[SOURCE DATA]
════════
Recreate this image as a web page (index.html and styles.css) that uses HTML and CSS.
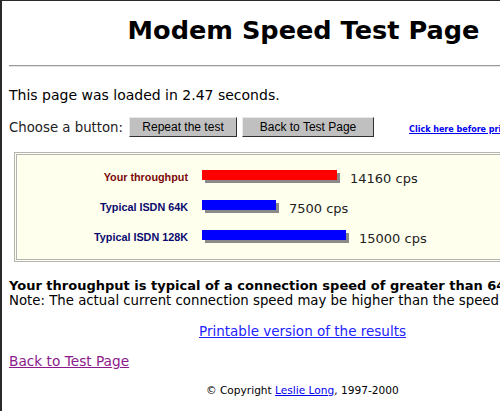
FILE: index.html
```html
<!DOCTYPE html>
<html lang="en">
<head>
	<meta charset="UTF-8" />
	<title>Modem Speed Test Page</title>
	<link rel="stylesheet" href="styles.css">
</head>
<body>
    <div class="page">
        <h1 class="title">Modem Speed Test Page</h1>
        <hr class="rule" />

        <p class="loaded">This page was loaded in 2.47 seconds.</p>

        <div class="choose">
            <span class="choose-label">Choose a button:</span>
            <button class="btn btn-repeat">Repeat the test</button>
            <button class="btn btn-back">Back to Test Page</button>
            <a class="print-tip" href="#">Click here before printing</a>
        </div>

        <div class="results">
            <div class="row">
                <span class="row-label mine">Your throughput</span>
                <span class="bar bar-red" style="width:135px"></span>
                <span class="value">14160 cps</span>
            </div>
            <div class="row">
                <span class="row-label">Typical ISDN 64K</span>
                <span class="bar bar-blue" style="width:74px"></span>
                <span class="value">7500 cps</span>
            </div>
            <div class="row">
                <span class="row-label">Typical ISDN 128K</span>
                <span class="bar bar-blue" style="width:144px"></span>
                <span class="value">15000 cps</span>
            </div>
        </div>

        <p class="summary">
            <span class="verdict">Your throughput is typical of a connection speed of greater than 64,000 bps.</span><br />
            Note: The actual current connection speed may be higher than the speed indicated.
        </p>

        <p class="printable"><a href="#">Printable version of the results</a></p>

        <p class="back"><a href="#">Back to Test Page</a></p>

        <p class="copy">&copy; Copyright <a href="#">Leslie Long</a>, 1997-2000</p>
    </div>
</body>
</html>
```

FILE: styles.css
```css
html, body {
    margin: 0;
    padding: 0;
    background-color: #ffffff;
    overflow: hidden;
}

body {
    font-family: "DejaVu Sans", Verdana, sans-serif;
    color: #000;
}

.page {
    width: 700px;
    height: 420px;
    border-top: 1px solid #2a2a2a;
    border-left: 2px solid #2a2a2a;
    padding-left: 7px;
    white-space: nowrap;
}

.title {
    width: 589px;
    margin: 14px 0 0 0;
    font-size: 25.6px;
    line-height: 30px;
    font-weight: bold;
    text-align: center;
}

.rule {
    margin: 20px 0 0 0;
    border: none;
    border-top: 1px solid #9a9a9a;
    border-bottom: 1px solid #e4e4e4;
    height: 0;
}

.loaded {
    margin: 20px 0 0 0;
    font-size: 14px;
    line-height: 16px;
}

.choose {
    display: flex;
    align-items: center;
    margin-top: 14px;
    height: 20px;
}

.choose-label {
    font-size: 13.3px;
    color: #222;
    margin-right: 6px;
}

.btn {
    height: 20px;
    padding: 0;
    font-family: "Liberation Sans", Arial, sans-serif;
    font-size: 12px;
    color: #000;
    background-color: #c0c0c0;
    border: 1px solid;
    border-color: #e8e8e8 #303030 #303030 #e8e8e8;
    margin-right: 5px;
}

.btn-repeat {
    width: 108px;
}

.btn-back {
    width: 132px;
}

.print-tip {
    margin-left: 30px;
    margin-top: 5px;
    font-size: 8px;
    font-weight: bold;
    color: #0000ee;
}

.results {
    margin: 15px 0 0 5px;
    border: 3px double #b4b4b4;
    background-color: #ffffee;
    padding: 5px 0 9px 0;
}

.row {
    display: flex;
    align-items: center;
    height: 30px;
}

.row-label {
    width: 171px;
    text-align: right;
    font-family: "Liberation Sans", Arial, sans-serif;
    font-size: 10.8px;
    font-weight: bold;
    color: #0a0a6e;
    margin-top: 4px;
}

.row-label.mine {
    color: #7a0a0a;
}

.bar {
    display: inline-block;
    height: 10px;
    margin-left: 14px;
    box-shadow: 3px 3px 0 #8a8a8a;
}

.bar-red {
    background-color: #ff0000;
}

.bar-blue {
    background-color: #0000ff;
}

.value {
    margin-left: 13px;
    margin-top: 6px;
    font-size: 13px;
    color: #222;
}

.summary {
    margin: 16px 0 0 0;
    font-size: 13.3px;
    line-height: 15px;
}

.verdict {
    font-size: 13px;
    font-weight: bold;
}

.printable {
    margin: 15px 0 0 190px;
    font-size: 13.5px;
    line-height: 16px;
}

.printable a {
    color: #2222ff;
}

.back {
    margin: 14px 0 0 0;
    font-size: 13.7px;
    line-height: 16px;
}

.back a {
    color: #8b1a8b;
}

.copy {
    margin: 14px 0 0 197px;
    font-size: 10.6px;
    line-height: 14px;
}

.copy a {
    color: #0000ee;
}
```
════════
[PROBLEM STATEMENT] Your task is an exact transcription of all the data, minus the pictures.

[WRITTEN RESPONSE]
Recreate this image as a web page (index.html and styles.css) that uses HTML and CSS.
FILE: index.html
```html
<!DOCTYPE html>
<html lang="en">
<head>
	<meta charset="UTF-8" />
	<title>Modem Speed Test Page</title>
	<link rel="stylesheet" href="styles.css">
</head>
<body>
    <div class="page">
        <h1 class="title">Modem Speed Test Page</h1>
        <hr class="rule" />

        <p class="loaded">This page was loaded in 2.47 seconds.</p>

        <div class="choose">
            <span class="choose-label">Choose a button:</span>
            <button class="btn btn-repeat">Repeat the test</button>
            <button class="btn btn-back">Back to Test Page</button>
            <a class="print-tip" href="#">Click here before printing</a>
        </div>

        <div class="results">
            <div class="row">
                <span class="row-label mine">Your throughput</span>
                <span class="bar bar-red" style="width:135px"></span>
                <span class="value">14160 cps</span>
            </div>
            <div class="row">
                <span class="row-label">Typical ISDN 64K</span>
                <span class="bar bar-blue" style="width:74px"></span>
                <span class="value">7500 cps</span>
            </div>
            <div class="row">
                <span class="row-label">Typical ISDN 128K</span>
                <span class="bar bar-blue" style="width:144px"></span>
                <span class="value">15000 cps</span>
            </div>
        </div>

        <p class="summary">
            <span class="verdict">Your throughput is typical of a connection speed of greater than 64,000 bps.</span><br />
            Note: The actual current connection speed may be higher than the speed indicated.
        </p>

        <p class="printable"><a href="#">Printable version of the results</a></p>

        <p class="back"><a href="#">Back to Test Page</a></p>

        <p class="copy">&copy; Copyright <a href="#">Leslie Long</a>, 1997-2000</p>
    </div>
</body>
</html>
```

FILE: styles.css
```css
html, body {
    margin: 0;
    padding: 0;
    background-color: #ffffff;
    overflow: hidden;
}

body {
    font-family: "DejaVu Sans", Verdana, sans-serif;
    color: #000;
}

.page {
    width: 700px;
    height: 420px;
    border-top: 1px solid #2a2a2a;
    border-left: 2px solid #2a2a2a;
    padding-left: 7px;
    white-space: nowrap;
}

.title {
    width: 589px;
    margin: 14px 0 0 0;
    font-size: 25.6px;
    line-height: 30px;
    font-weight: bold;
    text-align: center;
}

.rule {
    margin: 20px 0 0 0;
    border: none;
    border-top: 1px solid #9a9a9a;
    border-bottom: 1px solid #e4e4e4;
    height: 0;
}

.loaded {
    margin: 20px 0 0 0;
    font-size: 14px;
    line-height: 16px;
}

.choose {
    display: flex;
    align-items: center;
    margin-top: 14px;
    height: 20px;
}

.choose-label {
    font-size: 13.3px;
    color: #222;
    margin-right: 6px;
}

.btn {
    height: 20px;
    padding: 0;
    font-family: "Liberation Sans", Arial, sans-serif;
    font-size: 12px;
    color: #000;
    background-color: #c0c0c0;
    border: 1px solid;
    border-color: #e8e8e8 #303030 #303030 #e8e8e8;
    margin-right: 5px;
}

.btn-repeat {
    width: 108px;
}

.btn-back {
    width: 132px;
}

.print-tip {
    margin-left: 30px;
    margin-top: 5px;
    font-size: 8px;
    font-weight: bold;
    color: #0000ee;
}

.results {
    margin: 15px 0 0 5px;
    border: 3px double #b4b4b4;
    background-color: #ffffee;
    padding: 5px 0 9px 0;
}

.row {
    display: flex;
    align-items: center;
    height: 30px;
}

.row-label {
    width: 171px;
    text-align: right;
    font-family: "Liberation Sans", Arial, sans-serif;
    font-size: 10.8px;
    font-weight: bold;
    color: #0a0a6e;
    margin-top: 4px;
}

.row-label.mine {
    color: #7a0a0a;
}

.bar {
    display: inline-block;
    height: 10px;
    margin-left: 14px;
    box-shadow: 3px 3px 0 #8a8a8a;
}

.bar-red {
    background-color: #ff0000;
}

.bar-blue {
    background-color: #0000ff;
}

.value {
    margin-left: 13px;
    margin-top: 6px;
    font-size: 13px;
    color: #222;
}

.summary {
    margin: 16px 0 0 0;
    font-size: 13.3px;
    line-height: 15px;
}

.verdict {
    font-size: 13px;
    font-weight: bold;
}

.printable {
    margin: 15px 0 0 190px;
    font-size: 13.5px;
    line-height: 16px;
}

.printable a {
    color: #2222ff;
}

.back {
    margin: 14px 0 0 0;
    font-size: 13.7px;
    line-height: 16px;
}

.back a {
    color: #8b1a8b;
}

.copy {
    margin: 14px 0 0 197px;
    font-size: 10.6px;
    line-height: 14px;
}

.copy a {
    color: #0000ee;
}
```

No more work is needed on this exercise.